The square root of $y$ is usually defined as the positive solution $x$ to $y=x^2$, so the negative variant is not considered.
In the same way, the inverse cosinus and sinus give the solution on respectively $[0,\pi]$ and $[-1/2\pi,1/2\pi]$, and not all solutions.
But the complex logarithm is often considered as multivalued, why?
Is there any mathematical or historical reason?

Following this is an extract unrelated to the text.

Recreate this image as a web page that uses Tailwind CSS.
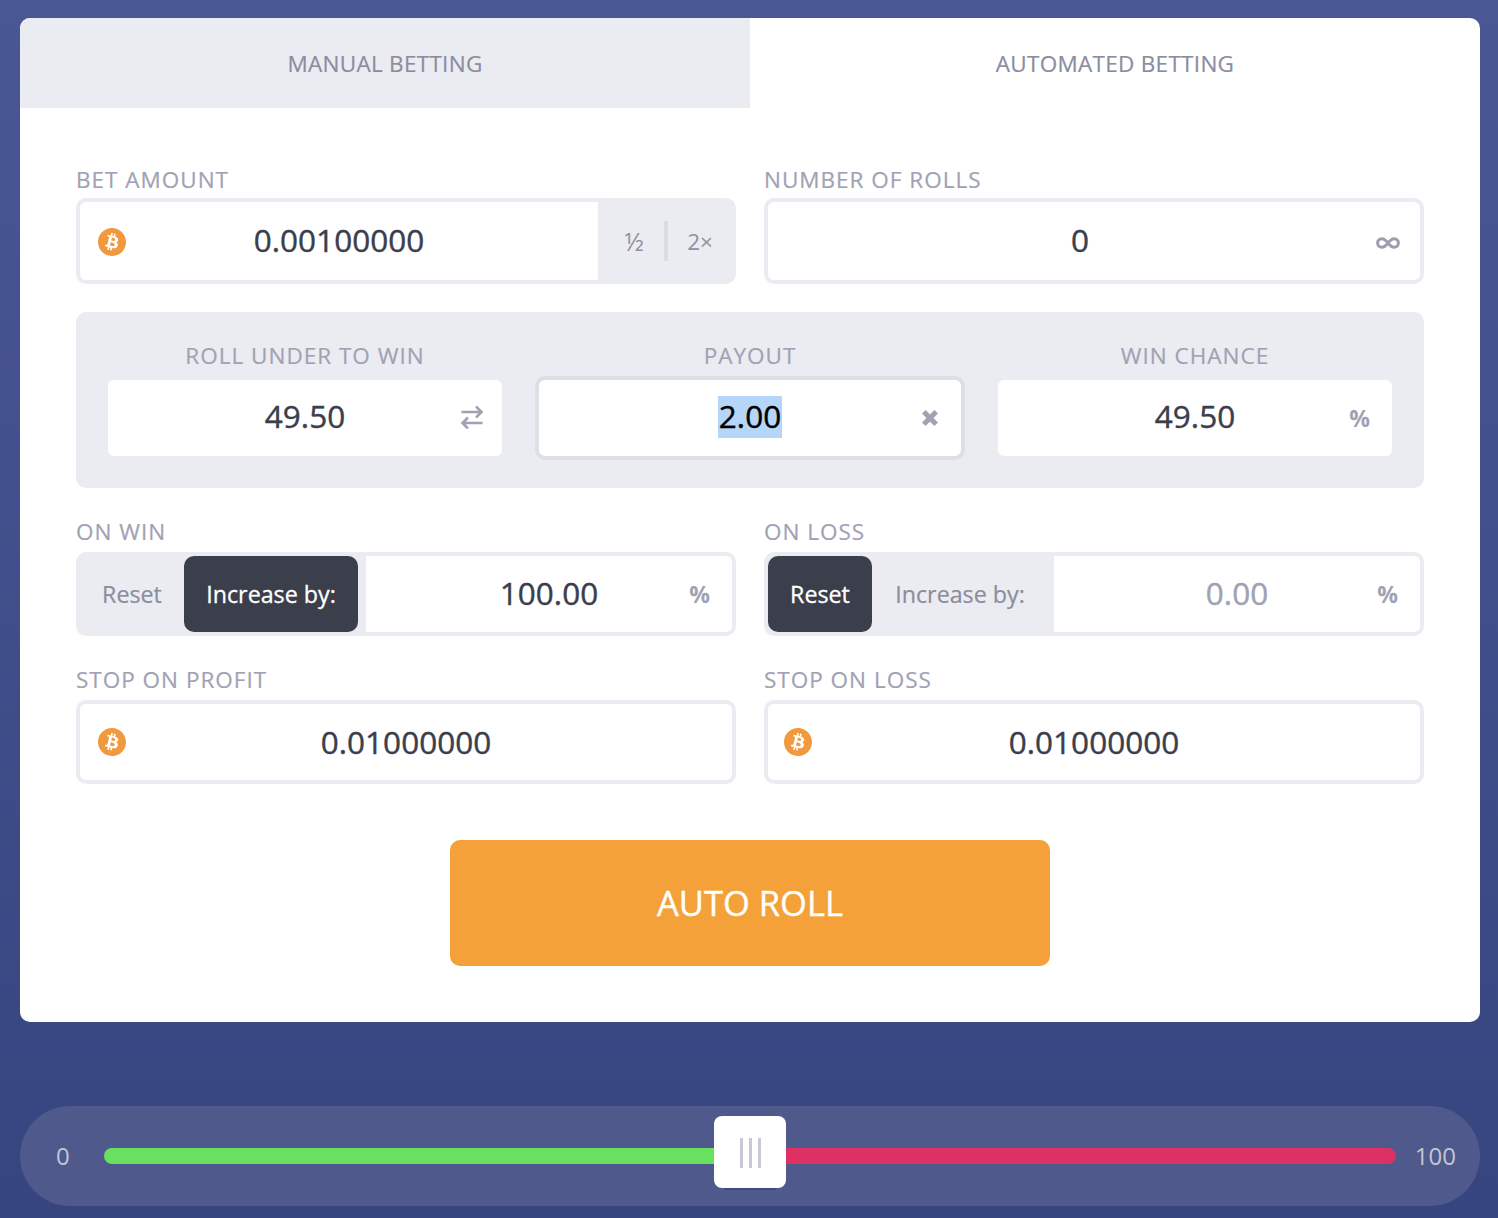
<!DOCTYPE html>
<html lang="en">
<head>
    <meta charset="UTF-8">
    <title>Automated Betting</title>
    <script src="https://cdn.jsdelivr.net/npm/@tailwindcss/browser@4"></script>
</head>
<body class="font-['Open_Sans',sans-serif] bg-gradient-to-b from-[#4a5795] to-[#364580] h-[1218px] w-[1498px] overflow-hidden pt-[18px] pl-5 pr-[18px]">
    <svg class="hidden">
        <symbol id="btc" viewBox="0 0 24 24"><path fill="#f0993e" d="M23.638 14.904c-1.602 6.43-8.113 10.34-14.542 8.736C2.67 22.05-1.244 15.525.362 9.105 1.962 2.67 8.475-1.243 14.9.358c6.43 1.605 10.342 8.115 8.738 14.548v-.002zm-6.35-4.613c.24-1.59-.974-2.45-2.64-3.03l.54-2.153-1.315-.33-.525 2.107c-.345-.087-.705-.167-1.064-.25l.526-2.127-1.32-.33-.54 2.165c-.285-.067-.565-.132-.84-.2l-1.815-.45-.35 1.407s.975.225.955.236c.535.136.63.486.615.766l-1.477 5.92c-.075.166-.24.406-.614.314.015.02-.96-.24-.96-.24l-.66 1.51 1.71.426.93.242-.54 2.19 1.32.327.54-2.17c.36.1.705.19 1.05.273l-.51 2.154 1.32.33.545-2.19c2.24.427 3.93.257 4.64-1.774.57-1.637-.03-2.58-1.217-3.196.854-.193 1.5-.76 1.68-1.93h.01zm-3.01 4.22c-.404 1.64-3.157.75-4.05.53l.72-2.9c.896.23 3.757.67 3.33 2.37zm.41-4.24c-.37 1.49-2.662.735-3.405.55l.654-2.64c.744.18 3.137.524 2.75 2.084v.006z"/></symbol>
    </svg>

    <!-- Betting card -->
    <div class="bg-white rounded-[10px] overflow-hidden h-[1004px]">
        <div class="flex h-[90px] text-[22.5px] tracking-[0.3px] text-[#8b8d9f] [-webkit-text-stroke:0.2px]">
            <div class="w-1/2 bg-[#ebecf1] flex items-center justify-center pt-0.5">MANUAL BETTING</div>
            <div class="w-1/2 flex items-center justify-center pt-0.5">AUTOMATED BETTING</div>
        </div>

        <div class="px-14 pt-[56px]">
            <!-- Bet amount / rolls -->
            <div class="grid grid-cols-2 gap-x-7">
                <div>
                    <div class="h-[34px] text-[22.5px] tracking-[1px] leading-[32px] text-[#a0a2b3] [-webkit-text-stroke:0.2px]">BET AMOUNT</div>
                    <div class="h-[86px] bg-[#ebecf1] rounded-[10px] p-1 flex">
                        <div class="relative w-[518px] bg-white rounded-l-[6px] flex items-center justify-center pb-0.5 text-[31.5px] text-[#3b3e4b] [-webkit-text-stroke:0.4px]">
                            <svg class="absolute left-[18px] top-[26px] w-7 h-7"><use href="#btc"/></svg>
                            0.00100000
                        </div>
                        <div class="flex-1 flex items-center text-[#8f91a3]">
                            <span class="w-[66px] pl-[6px] pt-0.5 text-center text-[25px]">½</span>
                            <span class="w-1 h-10 bg-[#dcdde4]"></span>
                            <span class="flex-1 pt-0.5 text-center text-[22.5px]">2×</span>
                        </div>
                    </div>
                </div>
                <div>
                    <div class="h-[34px] text-[22.5px] tracking-[1px] leading-[32px] text-[#a0a2b3] [-webkit-text-stroke:0.2px]">NUMBER OF ROLLS</div>
                    <div class="relative h-[86px] border-4 border-[#ebecf1] rounded-[10px] flex items-center justify-center pr-7 pb-0.5 text-[31.5px] text-[#3b3e4b] [-webkit-text-stroke:0.4px]">
                        0
                        <svg class="absolute right-[20px] top-[35px] w-6 h-3" viewBox="0 0 24 12" fill="none" stroke="#9c9eb0" stroke-width="3"><path d="M12 6C9.5 2.8 7.8 1.7 5.8 1.7 3.3 1.7 1.6 3.6 1.6 6s1.700 4.300 4.200 4.300c2 0 3.700-1.100 6.200-4.300 2.500-3.200 4.200-4.300 6.200-4.300 2.500 0 4.200 1.900 4.200 4.300s-1.700 4.300-4.200 4.300c-2 0-3.700-1.100-6.200-4.300z"/></svg>
                    </div>
                </div>
            </div>

            <!-- Roll settings -->
            <div class="mt-7 h-[176px] bg-[#ebecf1] rounded-[10px] px-8 pt-4 flex gap-[33px]">
                <div class="w-[394px]">
                    <div class="h-[52px] text-[22.5px] tracking-[1px] leading-[56px] text-center text-[#a0a2b3] [-webkit-text-stroke:0.2px]">ROLL UNDER TO WIN</div>
                    <div class="relative h-[76px] bg-white rounded-[6px] flex items-center justify-center pb-1 text-[31.5px] text-[#3b3e4b] [-webkit-text-stroke:0.4px]">
                        49.50
                        <svg class="absolute right-[18px] top-[25px] w-6 h-6" viewBox="0 0 24 24" fill="none" stroke="#a0a2b3" stroke-width="2.600"><path d="M1.500 7h20M16 1.500l5.500 5.500-5.500 5.500M22.500 18h-20M8 12.500 2.500 18 8 23.500"/></svg>
                    </div>
                </div>
                <div class="w-[430px]">
                    <div class="h-[48px] text-[22.5px] tracking-[1px] leading-[56px] text-center text-[#a0a2b3] [-webkit-text-stroke:0.2px]">PAYOUT</div>
                    <div class="relative h-[84px] bg-white border-4 border-[#dedfe6] rounded-[10px] flex items-center justify-center text-[31.5px] text-black [-webkit-text-stroke:0.4px]">
                        <span class="bg-[#b5d5f9] h-[42px] leading-[39px] mb-0.5 w-16 text-center">2.00</span>
                        <svg class="absolute right-[22px] top-[29px] w-[18px] h-[18px]" viewBox="0 0 16 16" fill="none" stroke="#a0a2b3" stroke-width="4.500"><path d="m2.500 2.500 11 11M13.500 2.500l-11 11"/></svg>
                    </div>
                </div>
                <div class="w-[394px]">
                    <div class="h-[52px] text-[22.5px] tracking-[1px] leading-[56px] text-center text-[#a0a2b3] [-webkit-text-stroke:0.2px]">WIN CHANCE</div>
                    <div class="relative h-[76px] bg-white rounded-[6px] flex items-center justify-center pb-1 text-[31.5px] text-[#3b3e4b] [-webkit-text-stroke:0.4px]">
                        49.50
                        <span class="absolute right-[22px] top-[21px] text-[23px] font-bold text-[#a0a2b3] [-webkit-text-stroke:0]">%</span>
                    </div>
                </div>
            </div>

            <!-- On win / on loss -->
            <div class="mt-[26px] grid grid-cols-2 gap-x-7">
                <div>
                    <div class="h-[38px] text-[22.5px] tracking-[1px] leading-[36px] text-[#a0a2b3] [-webkit-text-stroke:0.2px]">ON WIN</div>
                    <div class="h-[84px] bg-[#ebecf1] rounded-[10px] p-1 flex text-[23.25px]">
                        <div class="w-[104px] flex items-center justify-center text-[#8b8d9f] [-webkit-text-stroke:0.2px]">Reset</div>
                        <div class="w-[174px] rounded-[10px] bg-[#3b3e4b] text-white flex items-center justify-center [-webkit-text-stroke:0.3px]">Increase by:</div>
                        <div class="relative ml-2 flex-1 bg-white rounded-r-[6px] flex items-center justify-center pb-0.5 text-[31.5px] text-[#3b3e4b] [-webkit-text-stroke:0.4px]">
                            100.00
                            <span class="absolute right-[22px] top-[21px] text-[23px] font-bold text-[#a0a2b3] [-webkit-text-stroke:0]">%</span>
                        </div>
                    </div>
                </div>
                <div>
                    <div class="h-[38px] text-[22.5px] tracking-[1px] leading-[36px] text-[#a0a2b3] [-webkit-text-stroke:0.2px]">ON LOSS</div>
                    <div class="h-[84px] bg-[#ebecf1] rounded-[10px] p-1 flex text-[23.25px]">
                        <div class="w-[104px] rounded-[10px] bg-[#3b3e4b] text-white flex items-center justify-center [-webkit-text-stroke:0.3px]">Reset</div>
                        <div class="w-[176px] flex items-center justify-center text-[#8b8d9f] [-webkit-text-stroke:0.2px]">Increase by:</div>
                        <div class="relative ml-[6px] flex-1 bg-white rounded-r-[6px] flex items-center justify-center pb-0.5 text-[31.5px] text-[#a0a2b3] [-webkit-text-stroke:0.4px]">
                            0.00
                            <span class="absolute right-[22px] top-[21px] text-[23px] font-bold text-[#a0a2b3] [-webkit-text-stroke:0]">%</span>
                        </div>
                    </div>
                </div>
            </div>

            <!-- Stop conditions -->
            <div class="mt-[26px] grid grid-cols-2 gap-x-7">
                <div>
                    <div class="h-[38px] text-[22.5px] tracking-[1px] leading-[36px] text-[#a0a2b3] [-webkit-text-stroke:0.2px]">STOP ON PROFIT</div>
                    <div class="relative h-[84px] border-4 border-[#ebecf1] rounded-[10px] flex items-center justify-center text-[31.5px] text-[#3b3e4b] [-webkit-text-stroke:0.4px]">
                        <svg class="absolute left-[18px] top-[24px] w-7 h-7"><use href="#btc"/></svg>
                        0.01000000
                    </div>
                </div>
                <div>
                    <div class="h-[38px] text-[22.5px] tracking-[1px] leading-[36px] text-[#a0a2b3] [-webkit-text-stroke:0.2px]">STOP ON LOSS</div>
                    <div class="relative h-[84px] border-4 border-[#ebecf1] rounded-[10px] flex items-center justify-center text-[31.5px] text-[#3b3e4b] [-webkit-text-stroke:0.4px]">
                        <svg class="absolute left-[16px] top-[24px] w-7 h-7"><use href="#btc"/></svg>
                        0.01000000
                    </div>
                </div>
            </div>

            <button class="block mx-auto mt-14 w-[600px] h-[126px] rounded-[10px] bg-[#f4a139] text-white text-[34.5px] [-webkit-text-stroke:0.4px]">AUTO ROLL</button>
        </div>
    </div>

    <!-- Range slider -->
    <div class="mt-[84px] h-[100px] rounded-full bg-[#50598c] flex items-center pl-[36px] pr-[24px] text-[24px] text-[#c3c5d3]">
        <span class="w-[48px]">0</span>
        <div class="relative flex-1 h-4 rounded-full flex">
            <div class="w-1/2 bg-[#68e160] rounded-l-full"></div>
            <div class="w-1/2 bg-[#de3163] rounded-r-full"></div>
            <div class="absolute left-[610px] top-[-32px] w-[72px] h-[72px] bg-white rounded-[8px] shadow-[0_12px_0_-10px_#3d4a85] flex items-center justify-center gap-[6px] pt-0.5 pl-px">
                <span class="w-[3px] h-[30px] bg-[#c8c9d4]"></span>
                <span class="w-[3px] h-[30px] bg-[#c8c9d4]"></span>
                <span class="w-[3px] h-[30px] bg-[#c8c9d4]"></span>
            </div>
        </div>
        <span class="w-[60px] text-right">100</span>
    </div>
</body>
</html>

Strictly speaking, equation $x^2=y$ has two solutions, in both real and complex domain. Exceptional $y$ is $0$ when the equation has only one solution. The difference between the complex and real case arises when we want to choose a solution $x(y)$ to depend CONTINUOUSLY on $y$. In the real domain, if we restrict $y$ to some interval that does not contain zero, we have TWO continuous functions $x_1(y)$ and $x_2(y)$ that solve the equation $y^2=y$. In the complex domain, the same happens, if we restrict $y$ to certain regions which do not contain $0$. Such regions are called simply connected. In a simply connected region, equation $x^2=y$ also has two complex solutions.
However, in the real domain every region (connected open set) is simply connected, while in complex domain this is not so. This is the main difference. The situation with other inverse functions is exactly the same. For more details, see any undergraduate textbook which is called "Complex variables".